The recession has brought into stark relief the effects of internet shopping on the viability of the high street. This has raised big questions on how the nation ought to reconfigure its built environment. This in turn raises big questions for those who build and maintain it.
What has been less in our faces during the recession is the marked rise in working from home. This potentially could have an even bigger impact on the built environment and on what we build and where.
Naturally the recession has not been the prime mover of these changes. The spread of broadband and the changing mix of work are bigger drivers. But the recession has been one catalyst prompting both firms and workers to rethink how they work.
Among the changes we are seeing is a more flexible notion of the workplace, prompted by more reliable and faster Internet and the adoption of cloud computing allowing among other things more hot-desking and remote working.

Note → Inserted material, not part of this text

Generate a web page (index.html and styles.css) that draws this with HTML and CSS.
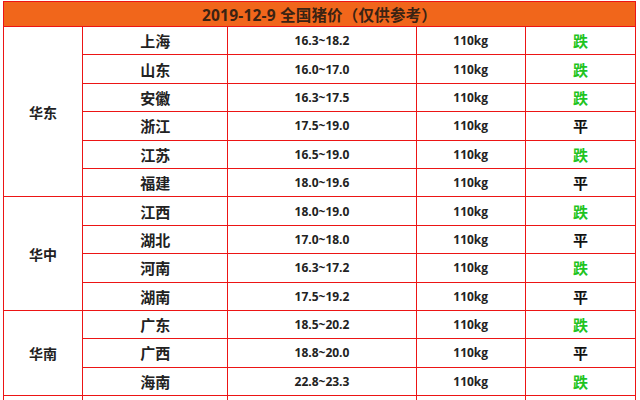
FILE: index.html
```html
<!DOCTYPE html>
<html lang="zh">
<head>
<meta charset="utf-8">
<title>2019-12-9 全国猪价</title>
<link rel="stylesheet" href="styles.css">
</head>
<body>
<table class="price">
<colgroup>
<col class="c-region"><col class="c-prov"><col class="c-price"><col class="c-weight"><col class="c-trend">
</colgroup>
<thead>
<tr><th colspan="5" class="title">2019-12-9 全国猪价（仅供参考）</th></tr>
</thead>
<tbody>
<tr><td rowspan="6" class="region">华东</td><td class="prov">上海</td><td class="num">16.3~18.2</td><td class="num">110kg</td><td class="trend down">跌</td></tr>
<tr><td class="prov">山东</td><td class="num">16.0~17.0</td><td class="num">110kg</td><td class="trend down">跌</td></tr>
<tr><td class="prov">安徽</td><td class="num">16.3~17.5</td><td class="num">110kg</td><td class="trend down">跌</td></tr>
<tr><td class="prov">浙江</td><td class="num">17.5~19.0</td><td class="num">110kg</td><td class="trend flat">平</td></tr>
<tr><td class="prov">江苏</td><td class="num">16.5~19.0</td><td class="num">110kg</td><td class="trend down">跌</td></tr>
<tr><td class="prov">福建</td><td class="num">18.0~19.6</td><td class="num">110kg</td><td class="trend flat">平</td></tr>
<tr><td rowspan="4" class="region">华中</td><td class="prov">江西</td><td class="num">18.0~19.0</td><td class="num">110kg</td><td class="trend down">跌</td></tr>
<tr><td class="prov">湖北</td><td class="num">17.0~18.0</td><td class="num">110kg</td><td class="trend flat">平</td></tr>
<tr><td class="prov">河南</td><td class="num">16.3~17.2</td><td class="num">110kg</td><td class="trend down">跌</td></tr>
<tr><td class="prov">湖南</td><td class="num">17.5~19.2</td><td class="num">110kg</td><td class="trend flat">平</td></tr>
<tr><td rowspan="3" class="region">华南</td><td class="prov">广东</td><td class="num">18.5~20.2</td><td class="num">110kg</td><td class="trend down">跌</td></tr>
<tr><td class="prov">广西</td><td class="num">18.8~20.0</td><td class="num">110kg</td><td class="trend flat">平</td></tr>
<tr><td class="prov">海南</td><td class="num">22.8~23.3</td><td class="num">110kg</td><td class="trend down">跌</td></tr>
<tr class="next"><td></td><td></td><td></td><td></td><td></td></tr>
</tbody>
</table>
</body>
</html>
```
FILE: styles.css
```css
html, body {
  margin: 0;
  padding: 0;
  background: #ffffff;
  overflow: hidden;
}

body {
  padding: 1px 0 0 3px;
  font-family: "Open Sans", "Noto Sans CJK SC", sans-serif;
}

.price {
  border-collapse: collapse;
  table-layout: fixed;
  width: 633px;
}

.c-region { width: 79px; }
.c-prov { width: 145px; }
.c-price { width: 188px; }
.c-weight { width: 109px; }
.c-trend { width: 110px; }

.price th,
.price td {
  border: 1px solid #ec1515;
  padding: 0;
  text-align: center;
  vertical-align: middle;
  color: #222222;
}

.title {
  height: 24px;
  background: #f1661b;
  color: #3b2313 !important;
  font-size: 15.5px;
  font-weight: 700;
  font-family: "Open Sans", "Noto Sans CJK SC", sans-serif;
  letter-spacing: 0.2px;
}

.price tbody td {
  height: 27.4px;
}

.region {
  font-family: "Noto Sans CJK SC", sans-serif;
  font-size: 14px;
  font-weight: 700;
}

.prov {
  font-family: "Noto Sans CJK SC", sans-serif;
  font-size: 15px;
  font-weight: 700;
}

.num {
  font-size: 12px;
  font-weight: 700;
  color: #2a2a2a;
}

.trend {
  font-family: "Noto Sans CJK SC", sans-serif;
  font-size: 15px;
  font-weight: 700;
}

.trend.down { color: #1fc41f !important; }
.trend.flat { color: #111111 !important; }
```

The ultimate effect of the current shift in working patterns at this stage can only really be in the realms of speculation. It’s hard to say how dramatic the impact may be in the built environment.
But two sets of numbers released recently caught my eye. The first findings of the intermittent, but nonetheless fabulous, Workplace Employment Relations Survey and yesterday’s Office for National Statistics focus on self employment.
They show two different aspects of home working. WERS shows how home working is increasing among the directly employed and the self employment study shows a striking growth in self employment, which implies an increase in home working as many of the self employed are home based.
Here are the stats. You can do the speculative futuristic analysis and judge whether we are on the cusp of a revolution and if this suggests, as it may do, the need for a profound rethink of the built environment.
The latest three WERS surveys are from 1998, 2004 and 2011. They show an interesting pattern. In 1998 9% of employees said they could if they wished work from or at home. This rose to 14% in 2004. The 2011 first findings show 17% of employees actually working from or at home as part of more flexible working arrangements. This suggests that far more could if they chose, how many we can only speculate at this time.
Interestingly, answers to the 2011 survey from managers suggest an increasing willingness among employers for staff to work from home. In 2004 25% said home working was an option for staff. This increased to 30% for 2011.
Now these people working from home need not necessarily be working from home all the time, but the figures crudely put suggest that maybe a million or more direct employees are working from home on occasion than was the case in 2004.
Now let’s look at the ONS statistics for self-employed. They show a rise of 366,000 in the number of self-employed from 2008 to 2012 and a fall in the direct employed of 433,000.
We need to remember that a big slice of this shift is in construction workers and similar folk who may be based at home but who actually work elsewhere. That said, this data all suggest a rise in home working given the self employed are more likely to work from home.
The data show 15% work from their own home, 5% from same grounds or building (shed workers I guess the term is), 38% from different places with home as a base (the coffee shop contingent etc) and 42% separate from home.
These are fairly woolly descriptions for what is a fairly woolly area and they are self selected by those quizzed. They are also for 2012, but I am told by ONS that the proportions have remained steady over the years.
So it may be reasonable to suggest that there’s an extra 100,000 to 200,000 self employed folk working permanently or semi-permanently from their home (albeit a shed outside) than there were in 2008.
In the grand scheme of things we have not seen a huge swing given there are about 30 million in the UK workforce. But given that the trend is in the early stages it is certainly worth keeping a close on eye on it.
Personally I think we have reached a point where we should be prepared to fundamentally rethink the built environment and its fitness for purpose.
The changes need not in the end be that profound. But if we don’t react to changes that are reshaping the way we work, rest and play we may be left in 30 year’s time with buildings best suited for a remake of Life on Mars.